=== Your instructions ===
Restate all the material verbatim, except for the pictures.

=== Recorded information ===
++++++
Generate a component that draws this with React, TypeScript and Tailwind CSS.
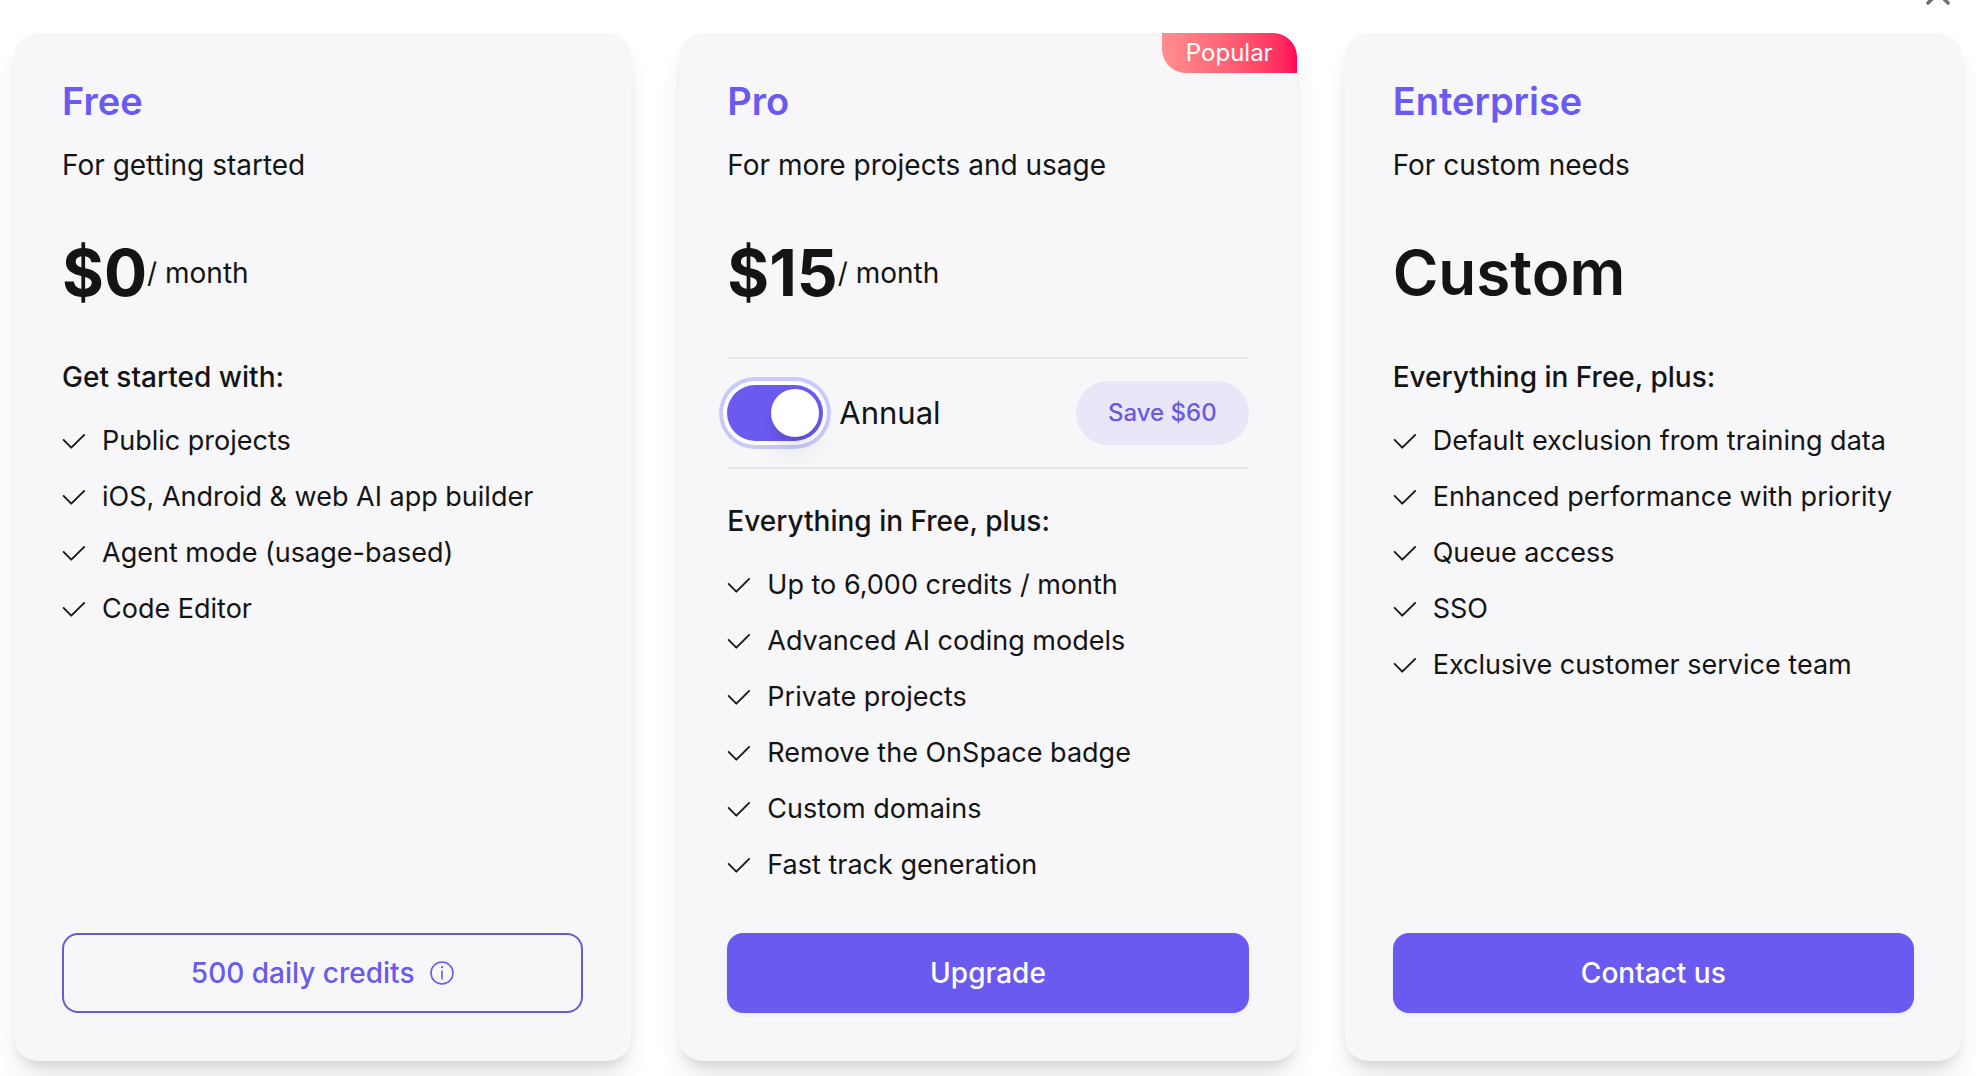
import { useState } from "react";
import type { ReactNode } from "react";

function CheckIcon() {
  return (
    <svg className="size-6 shrink-0" viewBox="0 0 24 24" fill="none" stroke="currentColor" strokeWidth="1.8" strokeLinecap="round" strokeLinejoin="round" aria-hidden="true">
      <path d="M1.6 10.9 L9.3 18.7 L22.2 5.9" />
    </svg>
  );
}

function InfoIcon() {
  return (
    <svg className="size-6 shrink-0" viewBox="0 0 24 24" fill="none" stroke="currentColor" strokeWidth="1.6" aria-hidden="true">
      <circle cx="12" cy="12" r="11" />
      <path d="M12 9.5V18.5" />
      <circle cx="12" cy="6.2" r="1.1" fill="currentColor" stroke="none" />
    </svg>
  );
}

type PlanProps = {
  name: string;
  tagline: string;
  price: string;
  period?: string;
  badge?: string;
  billing?: ReactNode;
  heading: string;
  features: string[];
  action: ReactNode;
};

function PlanCard({ name, tagline, price, period, badge, billing, heading, features, action }: PlanProps) {
  return (
    <section className="relative flex flex-col rounded-3xl bg-[#f7f7fa] p-12 shadow-[0_20px_30px_-6px_rgba(0,0,0,0.1),0_8px_12px_-4px_rgba(0,0,0,0.1)]">
      {badge && (
        <span className="absolute top-0 right-0 rounded-tr-3xl rounded-bl-3xl bg-linear-to-r from-[#ff8e8e] to-[#ff0059] px-6 text-2xl leading-10 text-white">
          {badge}
        </span>
      )}
      <h2 className="text-[38px] leading-10 font-semibold text-[#6a5af0]">{name}</h2>
      <p className="mt-6 text-[28px] leading-10">{tagline}</p>
      <div className="mt-14 flex items-center">
        <span className={period ? "text-[64px] leading-16 font-bold" : "text-[62px] leading-16 font-semibold"}>{price}</span>
        {period && <span className="text-[28px] leading-10">{period}</span>}
      </div>
      {billing}
      <h3 className={billing ? "mt-8 text-[28px] leading-10 font-medium" : "mt-13 text-[28px] leading-10 font-medium"}>{heading}</h3>
      <ul className="mt-6 mb-12 flex flex-col gap-4">
        {features.map((feature) => (
          <li key={feature} className="flex items-center gap-4 leading-10">
            <CheckIcon />
            {feature}
          </li>
        ))}
      </ul>
      {action}
    </section>
  );
}

function BillingToggle() {
  const [annual, setAnnual] = useState(true);
  return (
    <div className="mt-13 flex items-center justify-between border-y-2 border-[#e5e7eb] py-[22px]">
      <label className="flex items-center gap-4 text-[31px] leading-10">
        <input
          type="checkbox"
          role="switch"
          checked={annual}
          onChange={(e) => setAnnual(e.target.checked)}
          className="flex h-14 w-24 shrink-0 appearance-none items-center rounded-full bg-gray-300 p-1 ring-4 ring-[#c7cafb] ring-offset-4 ring-offset-white before:size-12 before:rounded-full before:bg-white before:shadow-[0_20px_30px_-6px_rgba(0,0,0,0.1),0_8px_12px_-4px_rgba(0,0,0,0.1)] checked:bg-[#6a5af0] checked:before:ml-10"
        />
        Annual
      </label>
      <span className="rounded-full bg-[#e9e7f7] px-8 text-2xl leading-16 font-medium text-[#6a5ae0]">Save $60</span>
    </div>
  );
}

const primaryButton =
  "mt-auto h-20 w-full rounded-2xl bg-[#6a5af0] text-[28px] font-medium text-white shadow-[0_2px_4px_rgba(0,0,0,0.05)]";

export default function App() {
  return (
    <main className="relative min-h-screen overflow-hidden bg-white px-3.5 pt-[33px] pb-[15px] font-['Inter',sans-serif] text-[27px] text-[#141414]">
      <button type="button" aria-label="Close" className="absolute -top-[23px] right-[22px] text-[#707070]">
        <svg className="size-8" viewBox="0 0 32 32" fill="none" stroke="currentColor" strokeWidth="3.6" strokeLinecap="round">
          <path d="M6 6 L26 26 M26 6 L6 26" />
        </svg>
      </button>
      <div className="grid grid-cols-3 gap-12">
        <PlanCard
          name="Free"
          tagline="For getting started"
          price="$0"
          period="/ month"
          heading="Get started with:"
          features={["Public projects", "iOS, Android & web AI app builder", "Agent mode (usage-based)", "Code Editor"]}
          action={
            <button type="button" className="mt-auto flex h-20 w-full items-center justify-center gap-4 rounded-2xl border-2 border-[#6a5ad4] text-[28px] font-medium text-[#6a5ae8]">
              500 daily credits
              <InfoIcon />
            </button>
          }
        />
        <PlanCard
          name="Pro"
          tagline="For more projects and usage"
          price="$15"
          period="/ month"
          badge="Popular"
          billing={<BillingToggle />}
          heading="Everything in Free, plus:"
          features={[
            "Up to 6,000 credits / month",
            "Advanced AI coding models",
            "Private projects",
            "Remove the OnSpace badge",
            "Custom domains",
            "Fast track generation",
          ]}
          action={<button type="button" className={primaryButton}>Upgrade</button>}
        />
        <PlanCard
          name="Enterprise"
          tagline="For custom needs"
          price="Custom"
          heading="Everything in Free, plus:"
          features={[
            "Default exclusion from training data",
            "Enhanced performance with priority",
            "Queue access",
            "SSO",
            "Exclusive customer service team",
          ]}
          action={<button type="button" className={primaryButton}>Contact us</button>}
        />
      </div>
    </main>
  );
}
++++++
=== Full answer ===
Generate a component that draws this with React, TypeScript and Tailwind CSS.
import { useState } from "react";
import type { ReactNode } from "react";

function CheckIcon() {
  return (
    <svg className="size-6 shrink-0" viewBox="0 0 24 24" fill="none" stroke="currentColor" strokeWidth="1.8" strokeLinecap="round" strokeLinejoin="round" aria-hidden="true">
      <path d="M1.6 10.9 L9.3 18.7 L22.2 5.9" />
    </svg>
  );
}

function InfoIcon() {
  return (
    <svg className="size-6 shrink-0" viewBox="0 0 24 24" fill="none" stroke="currentColor" strokeWidth="1.6" aria-hidden="true">
      <circle cx="12" cy="12" r="11" />
      <path d="M12 9.5V18.5" />
      <circle cx="12" cy="6.2" r="1.1" fill="currentColor" stroke="none" />
    </svg>
  );
}

type PlanProps = {
  name: string;
  tagline: string;
  price: string;
  period?: string;
  badge?: string;
  billing?: ReactNode;
  heading: string;
  features: string[];
  action: ReactNode;
};

function PlanCard({ name, tagline, price, period, badge, billing, heading, features, action }: PlanProps) {
  return (
    <section className="relative flex flex-col rounded-3xl bg-[#f7f7fa] p-12 shadow-[0_20px_30px_-6px_rgba(0,0,0,0.1),0_8px_12px_-4px_rgba(0,0,0,0.1)]">
      {badge && (
        <span className="absolute top-0 right-0 rounded-tr-3xl rounded-bl-3xl bg-linear-to-r from-[#ff8e8e] to-[#ff0059] px-6 text-2xl leading-10 text-white">
          {badge}
        </span>
      )}
      <h2 className="text-[38px] leading-10 font-semibold text-[#6a5af0]">{name}</h2>
      <p className="mt-6 text-[28px] leading-10">{tagline}</p>
      <div className="mt-14 flex items-center">
        <span className={period ? "text-[64px] leading-16 font-bold" : "text-[62px] leading-16 font-semibold"}>{price}</span>
        {period && <span className="text-[28px] leading-10">{period}</span>}
      </div>
      {billing}
      <h3 className={billing ? "mt-8 text-[28px] leading-10 font-medium" : "mt-13 text-[28px] leading-10 font-medium"}>{heading}</h3>
      <ul className="mt-6 mb-12 flex flex-col gap-4">
        {features.map((feature) => (
          <li key={feature} className="flex items-center gap-4 leading-10">
            <CheckIcon />
            {feature}
          </li>
        ))}
      </ul>
      {action}
    </section>
  );
}

function BillingToggle() {
  const [annual, setAnnual] = useState(true);
  return (
    <div className="mt-13 flex items-center justify-between border-y-2 border-[#e5e7eb] py-[22px]">
      <label className="flex items-center gap-4 text-[31px] leading-10">
        <input
          type="checkbox"
          role="switch"
          checked={annual}
          onChange={(e) => setAnnual(e.target.checked)}
          className="flex h-14 w-24 shrink-0 appearance-none items-center rounded-full bg-gray-300 p-1 ring-4 ring-[#c7cafb] ring-offset-4 ring-offset-white before:size-12 before:rounded-full before:bg-white before:shadow-[0_20px_30px_-6px_rgba(0,0,0,0.1),0_8px_12px_-4px_rgba(0,0,0,0.1)] checked:bg-[#6a5af0] checked:before:ml-10"
        />
        Annual
      </label>
      <span className="rounded-full bg-[#e9e7f7] px-8 text-2xl leading-16 font-medium text-[#6a5ae0]">Save $60</span>
    </div>
  );
}

const primaryButton =
  "mt-auto h-20 w-full rounded-2xl bg-[#6a5af0] text-[28px] font-medium text-white shadow-[0_2px_4px_rgba(0,0,0,0.05)]";

export default function App() {
  return (
    <main className="relative min-h-screen overflow-hidden bg-white px-3.5 pt-[33px] pb-[15px] font-['Inter',sans-serif] text-[27px] text-[#141414]">
      <button type="button" aria-label="Close" className="absolute -top-[23px] right-[22px] text-[#707070]">
        <svg className="size-8" viewBox="0 0 32 32" fill="none" stroke="currentColor" strokeWidth="3.6" strokeLinecap="round">
          <path d="M6 6 L26 26 M26 6 L6 26" />
        </svg>
      </button>
      <div className="grid grid-cols-3 gap-12">
        <PlanCard
          name="Free"
          tagline="For getting started"
          price="$0"
          period="/ month"
          heading="Get started with:"
          features={["Public projects", "iOS, Android & web AI app builder", "Agent mode (usage-based)", "Code Editor"]}
          action={
            <button type="button" className="mt-auto flex h-20 w-full items-center justify-center gap-4 rounded-2xl border-2 border-[#6a5ad4] text-[28px] font-medium text-[#6a5ae8]">
              500 daily credits
              <InfoIcon />
            </button>
          }
        />
        <PlanCard
          name="Pro"
          tagline="For more projects and usage"
          price="$15"
          period="/ month"
          badge="Popular"
          billing={<BillingToggle />}
          heading="Everything in Free, plus:"
          features={[
            "Up to 6,000 credits / month",
            "Advanced AI coding models",
            "Private projects",
            "Remove the OnSpace badge",
            "Custom domains",
            "Fast track generation",
          ]}
          action={<button type="button" className={primaryButton}>Upgrade</button>}
        />
        <PlanCard
          name="Enterprise"
          tagline="For custom needs"
          price="Custom"
          heading="Everything in Free, plus:"
          features={[
            "Default exclusion from training data",
            "Enhanced performance with priority",
            "Queue access",
            "SSO",
            "Exclusive customer service team",
          ]}
          action={<button type="button" className={primaryButton}>Contact us</button>}
        />
      </div>
    </main>
  );
}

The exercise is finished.